### GOAL
Write out the listing below exactly, and omit any images you find in it.

──────────────────────────────

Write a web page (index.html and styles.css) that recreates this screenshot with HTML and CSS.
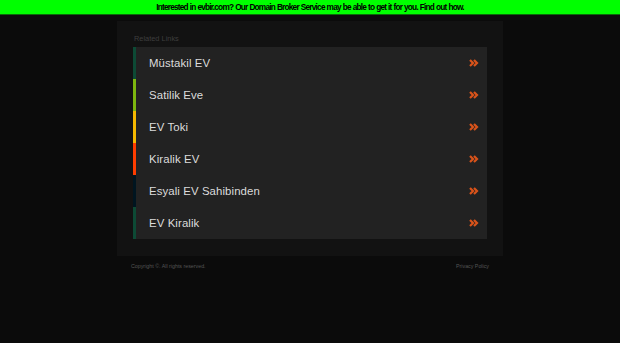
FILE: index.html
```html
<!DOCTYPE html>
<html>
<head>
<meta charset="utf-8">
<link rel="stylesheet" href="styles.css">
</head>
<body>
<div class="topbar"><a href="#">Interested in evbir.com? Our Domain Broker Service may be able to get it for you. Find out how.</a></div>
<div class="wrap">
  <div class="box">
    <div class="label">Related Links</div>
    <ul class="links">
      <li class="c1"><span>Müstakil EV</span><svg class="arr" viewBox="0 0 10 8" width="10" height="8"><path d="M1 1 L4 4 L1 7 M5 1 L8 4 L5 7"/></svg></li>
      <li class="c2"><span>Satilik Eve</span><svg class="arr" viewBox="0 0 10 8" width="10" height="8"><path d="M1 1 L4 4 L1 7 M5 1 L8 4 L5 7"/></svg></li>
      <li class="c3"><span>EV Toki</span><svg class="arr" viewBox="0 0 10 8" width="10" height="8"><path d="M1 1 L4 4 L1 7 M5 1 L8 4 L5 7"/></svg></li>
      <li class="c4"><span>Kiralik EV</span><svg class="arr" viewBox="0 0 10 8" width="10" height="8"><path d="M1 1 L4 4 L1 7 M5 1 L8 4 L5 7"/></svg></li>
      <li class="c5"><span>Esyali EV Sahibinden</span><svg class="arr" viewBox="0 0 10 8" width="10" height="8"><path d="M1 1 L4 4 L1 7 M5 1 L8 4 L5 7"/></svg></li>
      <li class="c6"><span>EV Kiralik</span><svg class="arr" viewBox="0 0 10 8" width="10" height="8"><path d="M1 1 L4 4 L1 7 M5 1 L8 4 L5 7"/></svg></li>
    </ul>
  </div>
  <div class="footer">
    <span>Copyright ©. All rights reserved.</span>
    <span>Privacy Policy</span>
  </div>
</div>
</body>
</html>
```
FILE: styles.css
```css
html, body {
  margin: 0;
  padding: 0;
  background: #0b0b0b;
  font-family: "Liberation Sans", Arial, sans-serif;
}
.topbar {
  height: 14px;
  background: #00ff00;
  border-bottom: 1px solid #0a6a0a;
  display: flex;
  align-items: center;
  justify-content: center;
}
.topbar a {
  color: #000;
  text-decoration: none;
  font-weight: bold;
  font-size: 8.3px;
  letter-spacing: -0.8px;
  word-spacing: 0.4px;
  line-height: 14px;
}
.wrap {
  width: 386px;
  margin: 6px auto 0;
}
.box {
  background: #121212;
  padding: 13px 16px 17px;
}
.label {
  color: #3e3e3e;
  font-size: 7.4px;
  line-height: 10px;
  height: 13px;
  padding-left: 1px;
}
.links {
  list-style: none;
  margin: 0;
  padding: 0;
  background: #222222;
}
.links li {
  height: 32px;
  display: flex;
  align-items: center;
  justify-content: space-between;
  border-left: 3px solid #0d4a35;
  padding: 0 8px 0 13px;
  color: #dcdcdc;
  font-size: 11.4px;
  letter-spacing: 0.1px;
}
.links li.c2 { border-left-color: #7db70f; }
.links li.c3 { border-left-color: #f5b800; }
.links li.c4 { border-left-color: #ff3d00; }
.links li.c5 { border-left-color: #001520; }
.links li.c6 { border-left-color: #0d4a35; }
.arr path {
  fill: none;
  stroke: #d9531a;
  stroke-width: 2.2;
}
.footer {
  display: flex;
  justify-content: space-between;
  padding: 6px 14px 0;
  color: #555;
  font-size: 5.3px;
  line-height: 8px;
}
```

──────────────────────────────

### RESPONSE TO THE EXERCISE
Write a web page (index.html and styles.css) that recreates this screenshot with HTML and CSS.
FILE: index.html
```html
<!DOCTYPE html>
<html>
<head>
<meta charset="utf-8">
<link rel="stylesheet" href="styles.css">
</head>
<body>
<div class="topbar"><a href="#">Interested in evbir.com? Our Domain Broker Service may be able to get it for you. Find out how.</a></div>
<div class="wrap">
  <div class="box">
    <div class="label">Related Links</div>
    <ul class="links">
      <li class="c1"><span>Müstakil EV</span><svg class="arr" viewBox="0 0 10 8" width="10" height="8"><path d="M1 1 L4 4 L1 7 M5 1 L8 4 L5 7"/></svg></li>
      <li class="c2"><span>Satilik Eve</span><svg class="arr" viewBox="0 0 10 8" width="10" height="8"><path d="M1 1 L4 4 L1 7 M5 1 L8 4 L5 7"/></svg></li>
      <li class="c3"><span>EV Toki</span><svg class="arr" viewBox="0 0 10 8" width="10" height="8"><path d="M1 1 L4 4 L1 7 M5 1 L8 4 L5 7"/></svg></li>
      <li class="c4"><span>Kiralik EV</span><svg class="arr" viewBox="0 0 10 8" width="10" height="8"><path d="M1 1 L4 4 L1 7 M5 1 L8 4 L5 7"/></svg></li>
      <li class="c5"><span>Esyali EV Sahibinden</span><svg class="arr" viewBox="0 0 10 8" width="10" height="8"><path d="M1 1 L4 4 L1 7 M5 1 L8 4 L5 7"/></svg></li>
      <li class="c6"><span>EV Kiralik</span><svg class="arr" viewBox="0 0 10 8" width="10" height="8"><path d="M1 1 L4 4 L1 7 M5 1 L8 4 L5 7"/></svg></li>
    </ul>
  </div>
  <div class="footer">
    <span>Copyright ©. All rights reserved.</span>
    <span>Privacy Policy</span>
  </div>
</div>
</body>
</html>
```
FILE: styles.css
```css
html, body {
  margin: 0;
  padding: 0;
  background: #0b0b0b;
  font-family: "Liberation Sans", Arial, sans-serif;
}
.topbar {
  height: 14px;
  background: #00ff00;
  border-bottom: 1px solid #0a6a0a;
  display: flex;
  align-items: center;
  justify-content: center;
}
.topbar a {
  color: #000;
  text-decoration: none;
  font-weight: bold;
  font-size: 8.3px;
  letter-spacing: -0.8px;
  word-spacing: 0.4px;
  line-height: 14px;
}
.wrap {
  width: 386px;
  margin: 6px auto 0;
}
.box {
  background: #121212;
  padding: 13px 16px 17px;
}
.label {
  color: #3e3e3e;
  font-size: 7.4px;
  line-height: 10px;
  height: 13px;
  padding-left: 1px;
}
.links {
  list-style: none;
  margin: 0;
  padding: 0;
  background: #222222;
}
.links li {
  height: 32px;
  display: flex;
  align-items: center;
  justify-content: space-between;
  border-left: 3px solid #0d4a35;
  padding: 0 8px 0 13px;
  color: #dcdcdc;
  font-size: 11.4px;
  letter-spacing: 0.1px;
}
.links li.c2 { border-left-color: #7db70f; }
.links li.c3 { border-left-color: #f5b800; }
.links li.c4 { border-left-color: #ff3d00; }
.links li.c5 { border-left-color: #001520; }
.links li.c6 { border-left-color: #0d4a35; }
.arr path {
  fill: none;
  stroke: #d9531a;
  stroke-width: 2.2;
}
.footer {
  display: flex;
  justify-content: space-between;
  padding: 6px 14px 0;
  color: #555;
  font-size: 5.3px;
  line-height: 8px;
}
```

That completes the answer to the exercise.